AoR: address-of-record, as defined by RFC 3261: a URI by which the
user is canonically known (e.g., on their business cards, in the
From header field of their requests, in the To header field of
REGISTER requests, etc.).
Local-Number: an AoR which follows the form of local-number in
[RFC3966], but may be encoded in a SIP or TEL URI. The local-number
contains a 'phone-context' parameter identifying the scope of its
number.
Email-style URI: a SIP AoR which does not identify a global E.164
number or local-number.
Implicit Registration: implicitly providing the reachability
information for something other than the AoR explicitly indicated in
the Register transaction.
Reachability Information: a set of URI's identifying the host and
path of Proxies to reach that host; like any URI, these URI's may
identify the specific connection transport, IP Address, and port
information, or they may only identify FQDN's.

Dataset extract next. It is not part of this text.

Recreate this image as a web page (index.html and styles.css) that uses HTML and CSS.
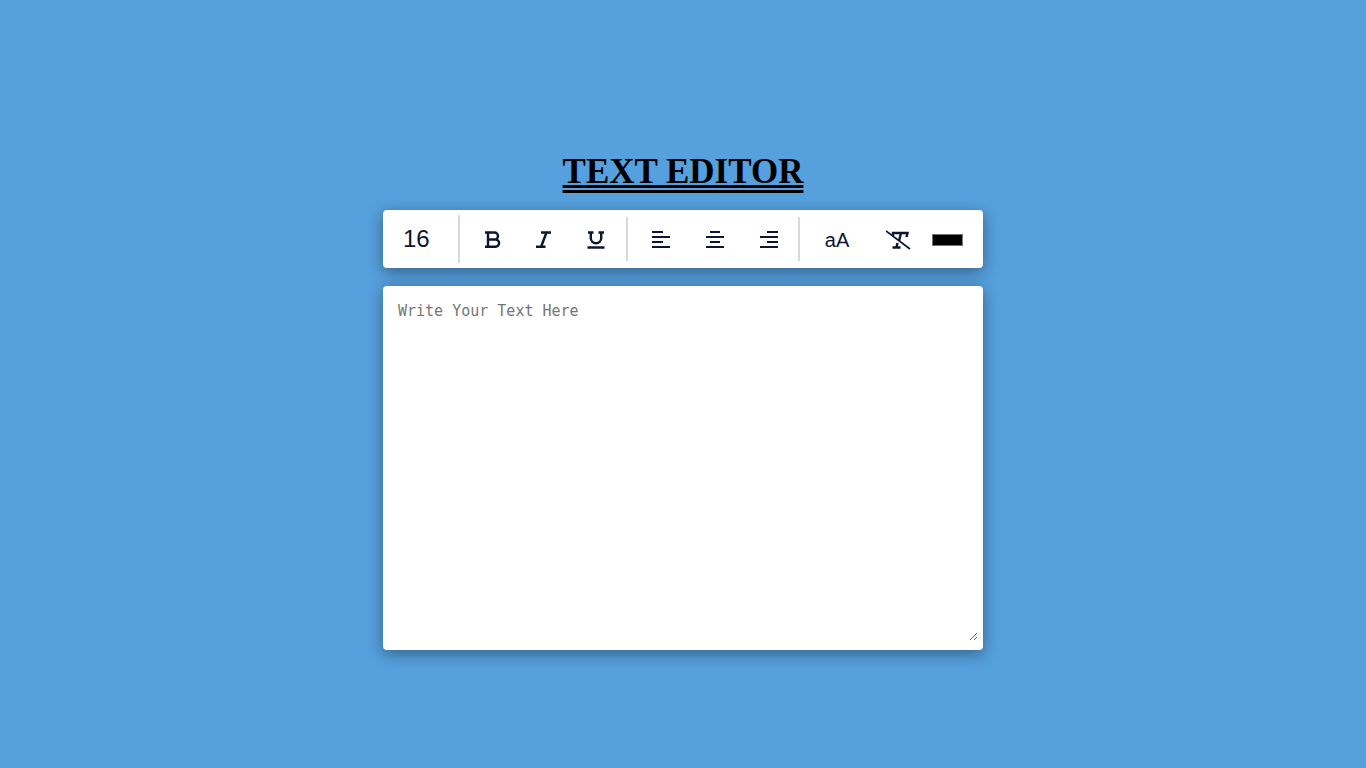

SSP: SIP Service Provider, as defined by [RFC5486].
3. Background on Current Martini Mechanism
The current Martini mechanism, defined in [draft-gin], allows a SIP
UA such as an IP-PBX to Register a set of E.164 AoRs in "bulk".
Instead of creating a separate REGISTER transaction for every E.164
AoR, the IP-PBX sends one REGISTER request with a 'bnc' Contact URI
parameter which indicates the Contact URI needs to be expanded in
the Registrar's location service database. The expansion is such
that each E.164 user number becomes the user portion of the
Registered Contact URI, one for each implicitly Registered E.164
AoR.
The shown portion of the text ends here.